思いやりの示し方

MBTI(Myers–Briggs Type Indicator、マイヤーズ=ブリッグス・タイプ指標)。これは簡単に言えば16タイプに人間を分け、その違いを提示し相互理解に役立てることを目的としたものである。形式的には自己申告型のアンケートに過ぎないが、これは単なる占いや心理テストではない。心理学者のユングが出版した著書『心理学的類型』に基づいて、キャサリン・クック・ブリッグスと娘のイザベル・ブリッグス・マイヤーズによって完成させられた、「自分の心の意識化を促進するためのメソッド」である。

さて、MBTIの簡単な説明はこの辺にして。

思いやりと言うとどうしても「寄り添って」とか「一緒に」とか「譲って」といったような言葉の数々が想像されるが、実際はそれだけではないのが事実だ。「そっとしておいてあげること」「叱咤激励すること」「発言に関心を持つこと」「よりよい環境を整えること」「新しい視点を見つけること」……などなど、人によりその示し方は千差万別である。そして時に人は、「どうして自分は思いやってもらえないのだろうか」と考えたりする。自分の欲しい「思いやり」がもらえない時、人は尊重されていないと感じるのである。

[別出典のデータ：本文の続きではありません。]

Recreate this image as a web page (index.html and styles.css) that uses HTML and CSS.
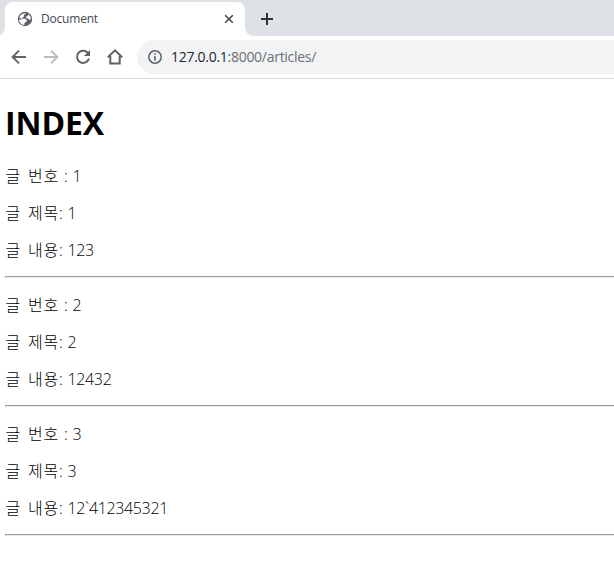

実を言うと私は長い間、傲慢にも身近な人から尊重されていないと思ってきた。どんなに与えられても、「違う、そうじゃない」と思い続けてきた。例えば私に対し、父親は常に論理的であるよう指導してきた。何を手に入れるためにはどういったプロセスが必要なのか詳細に説明し、何にでも目的意識を持つように教えてきた。一方母親は、私がひとりぼっちにならないように、自分の友達の子供を遊び相手として連れてきたり、積極的に紹介することで、子供に自分と同じようなコミュニティを与えることに尽力してきた。
しかし私が欲しかったのはそのどれでもなかったのだ。論理や詳細な説明は正直どうでもよかったし、豊富な人脈も必要ない。私が欲しかったのは、「二人が夫婦喧嘩をしないこと」、そして「私の考えや秘めている優しさについて理解してくれること」であった。

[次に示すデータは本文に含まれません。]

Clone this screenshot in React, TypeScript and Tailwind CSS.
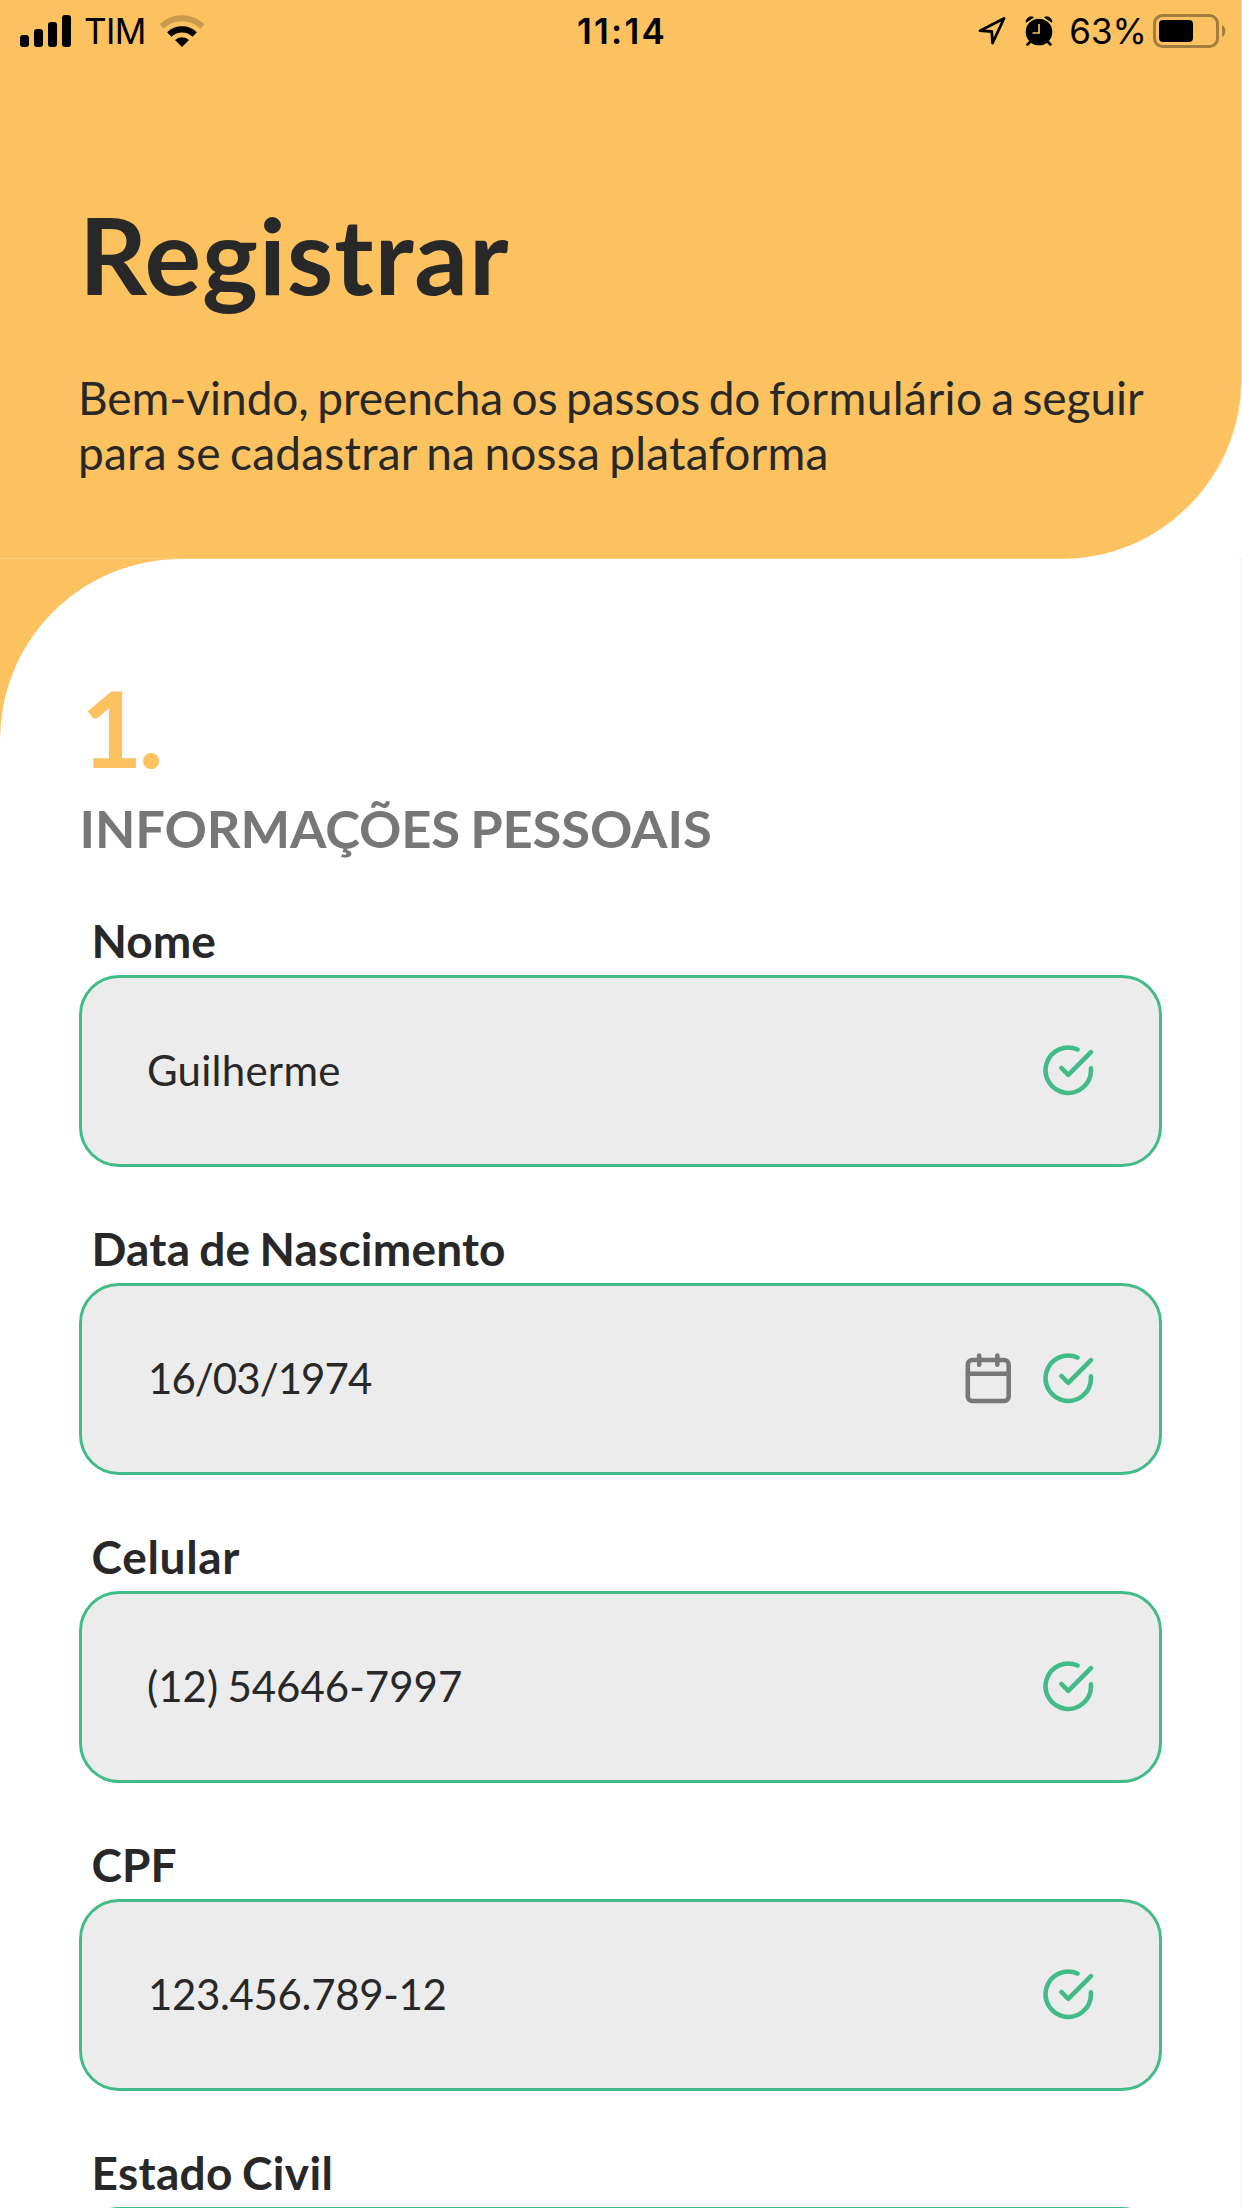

なぜこうしたすれ違いが生まれていたのか?これは長年、私の中で疑問であった。しかしMBTIは、この難問を解決に導く手助けをしてくれたのだ。今回の場合、後にわかったことだが父はISTJで母はESFP、私はINFJであった。ISTJは状況を分析し、詳しく説明することで人を尊重する。一方ESFPは現在の活動や話題に招き入れることで人を尊重する。そしてINFJは他者を支援するためのアイデアが認められる時などに尊重されていると感じやすい。これは全くもって他タイプの二人の尊重方法と噛み合わないのである。ならば、尊重されていないように感じるのは無理もない。

しかし、私が受けてきた扱いは、紛うことなき彼らなりの尊重(思いやり)だったのである。それに気づくことで、私は充分に尊重されて生きてきたことを理解できた。そして傲慢を感謝に変えることが出来るようになってきた。これは私の長年の問題――一方的な孤独感――が、少し解決した瞬間であったように思う。

ここで示したように、人間はそれぞれ、持っている「思いやりの示し方」が異なっているのである。私の場合、それを教えてくれたのがMBTIだった。もちろんMBTIが全てではないが、MBTIがより多くの「思いやりの示し方」を教えてくれたことで、世界は優しさに満ちていると捉えられるようになった。
私はMBTIを作り出したユングやマイヤーズ親子に心から感謝している。もし人間関係で悩んでいる人がいたら、ぜひMBTIを役立てて頂きたく思う。もちろんこのタイプ論が人間の全てを語れるわけではない。それでも、他者との関係を考える際のちょっとした助けとなれば幸いに思う。